The venue for Rose’s performance was a smart match. The Black Lady Theater is a venue dedicated to celebrating black women, especially mothers who, as the website describes, “are revered as the backbone of the Black family.” Rose is a mother, and at times I felt she embodied the very archetype that the building was made to cherish. The walls of the box office are adorned with murals that picture black women in positions of grace and power. I only encountered black women running the venue, which is also known as “Slave II.”
Rose’s performance—her first in New York in over a decade—spanned three days. Each night a show was put on and each afternoon the venue was open for visitors to stop in and observe Rose and her collaborators as they rehearsed lines, went over ideas, made phone calls, took selfies, did stretching exercises; in other words went about the banalities of a typical afternoon. These two aspects of Rose’s artwork—the daytime “play,” and the evening’s “show”—were consciously delineated. The show was entertainment; the play was not, and was not meant to be.
The play portion of the performance was easy going. Laughter and chatter filled the space. A little heater warmed the chilly room. Fragments of monologue occurred randomly as performers practiced their lines. Different music was tested; various gestures and movements were rehearsed. The play took the form of a thing in formation, constantly transforming, meandering, unfussy and generally interactive. Those of us in the audience sat around chatting, a dog caught a performer’s attention and earned his affection, tea was shared. It never felt more serious than it needed to be.
The show was a different experience altogether. Whereas the play was lengthy and casual, the show was feisty and brief, lasting only an hour. It took place mostly on the floor, below the theater’s actual stage, which allowed for the show to take place on two tiers. The only person on the stage—the upper tier—was the artist, who spent most of the performance seated, wearing a wonderfully floppy elephant mask, casting red cords from her groin to the edge of the stage. The cords attached to her pants, and she would reel them back in once they were cast out. If they were metaphorical umbilical cords, there were no babies at the other end. Fertility wasn’t a significant theme, but notions of ancestry certainly were and there is no ancestry without fertility.
The show was structured as a constellation of scenes and monologues free of any overarching narrative threads. The props were simple and sparse, nothing that couldn’t be made cheap and quick. The costumes were similar, though they were more interesting and surprising. The mixing engineer wore a black jumpsuit with the word “money” running down the center. The person running the music was dressed in black with a flowing leopard print cape and huge diva-style red leather boots. Two “white bitches” appeared in full-body nylons, the color of cream. If this had been straight-ahead theater, these characters might have been named in a program. But it wasn’t a work of theater and there were no explanations for anything.

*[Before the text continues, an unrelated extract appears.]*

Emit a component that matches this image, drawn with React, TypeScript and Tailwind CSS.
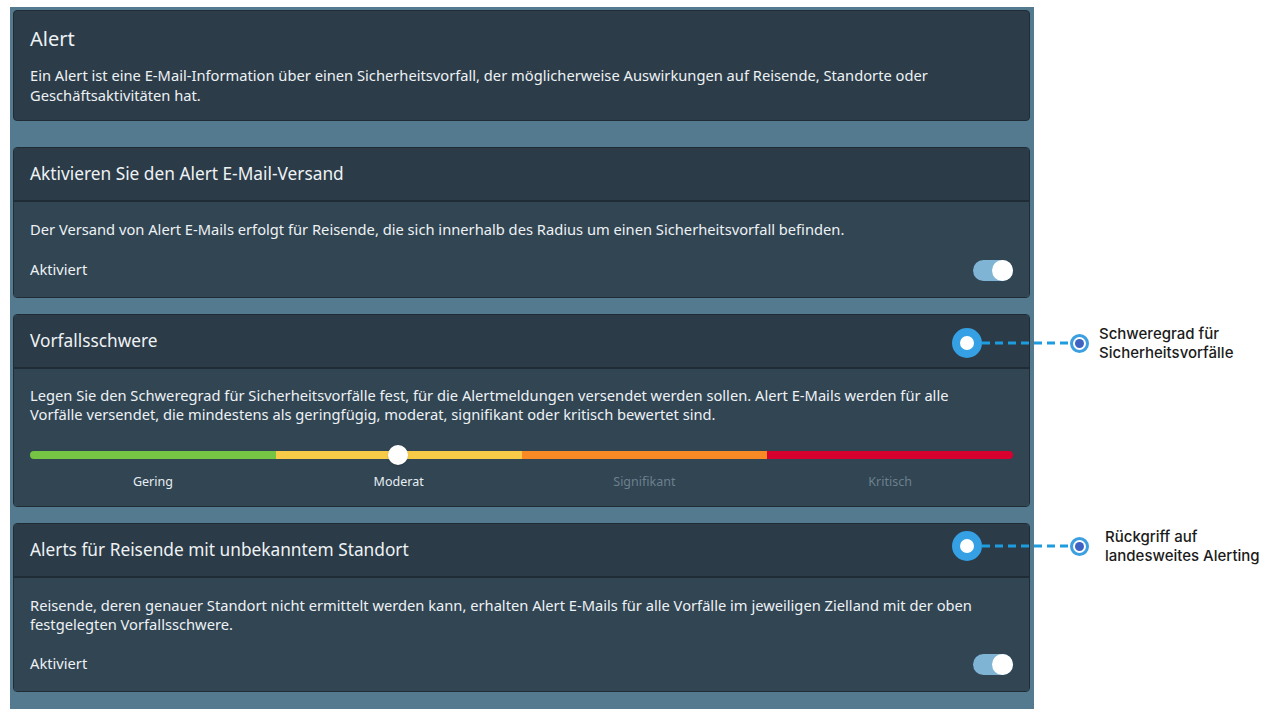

The heart of the show was the “shipbuilder,” dressed in a grey jumpsuit. The shipbuilder was a contemplative presence. In a sonorous tone he would wander the stage asking open-ended questions, as if pondering aloud, “How many years in captivity? No voice, no soul… Africans in America and African Americans, what’s the difference? How many are ready to come back home?” Punctuating these inquisitive lines, the Shipbuilder would stand before a large canvas and sketch the shapes of the boats; first one, then another. Towards the end of the show, when he stood back to consider his work, I recognized the shape created by the two ships—stacked one on top of the other—resembled an open coffin.
A highlight of the show came midway through, when one of the performers ambled down from the audience to deliver a poetic monologue that spun around ideas of ancestry and colonialism. Wearing a t-shirt that read “Majesty,” he delivered cleverly crafted lines: “We are a peaceful people / peaceful admits evil.” “When you see through native eyes / you see through the lies.” “Do your research / learn who you are.” When he finished, the audience burst into applause.
The metaphorical role of the ship was brought home at the end of the show when the Shipbuilder faced the audience and proclaimed, “We all need to build a ship to take us somewhere that is not here. What do you think?” It’s not just that we need to find a ship (or any vehicle, really) to allow us to move freely—we need to build it. In building our own vessels we become creators, and ownership rests in our own hands. Throughout a performance and show that functioned through partnership and collaboration, this concluding proposition shifted the focus to an even more foundational element—personal responsibility.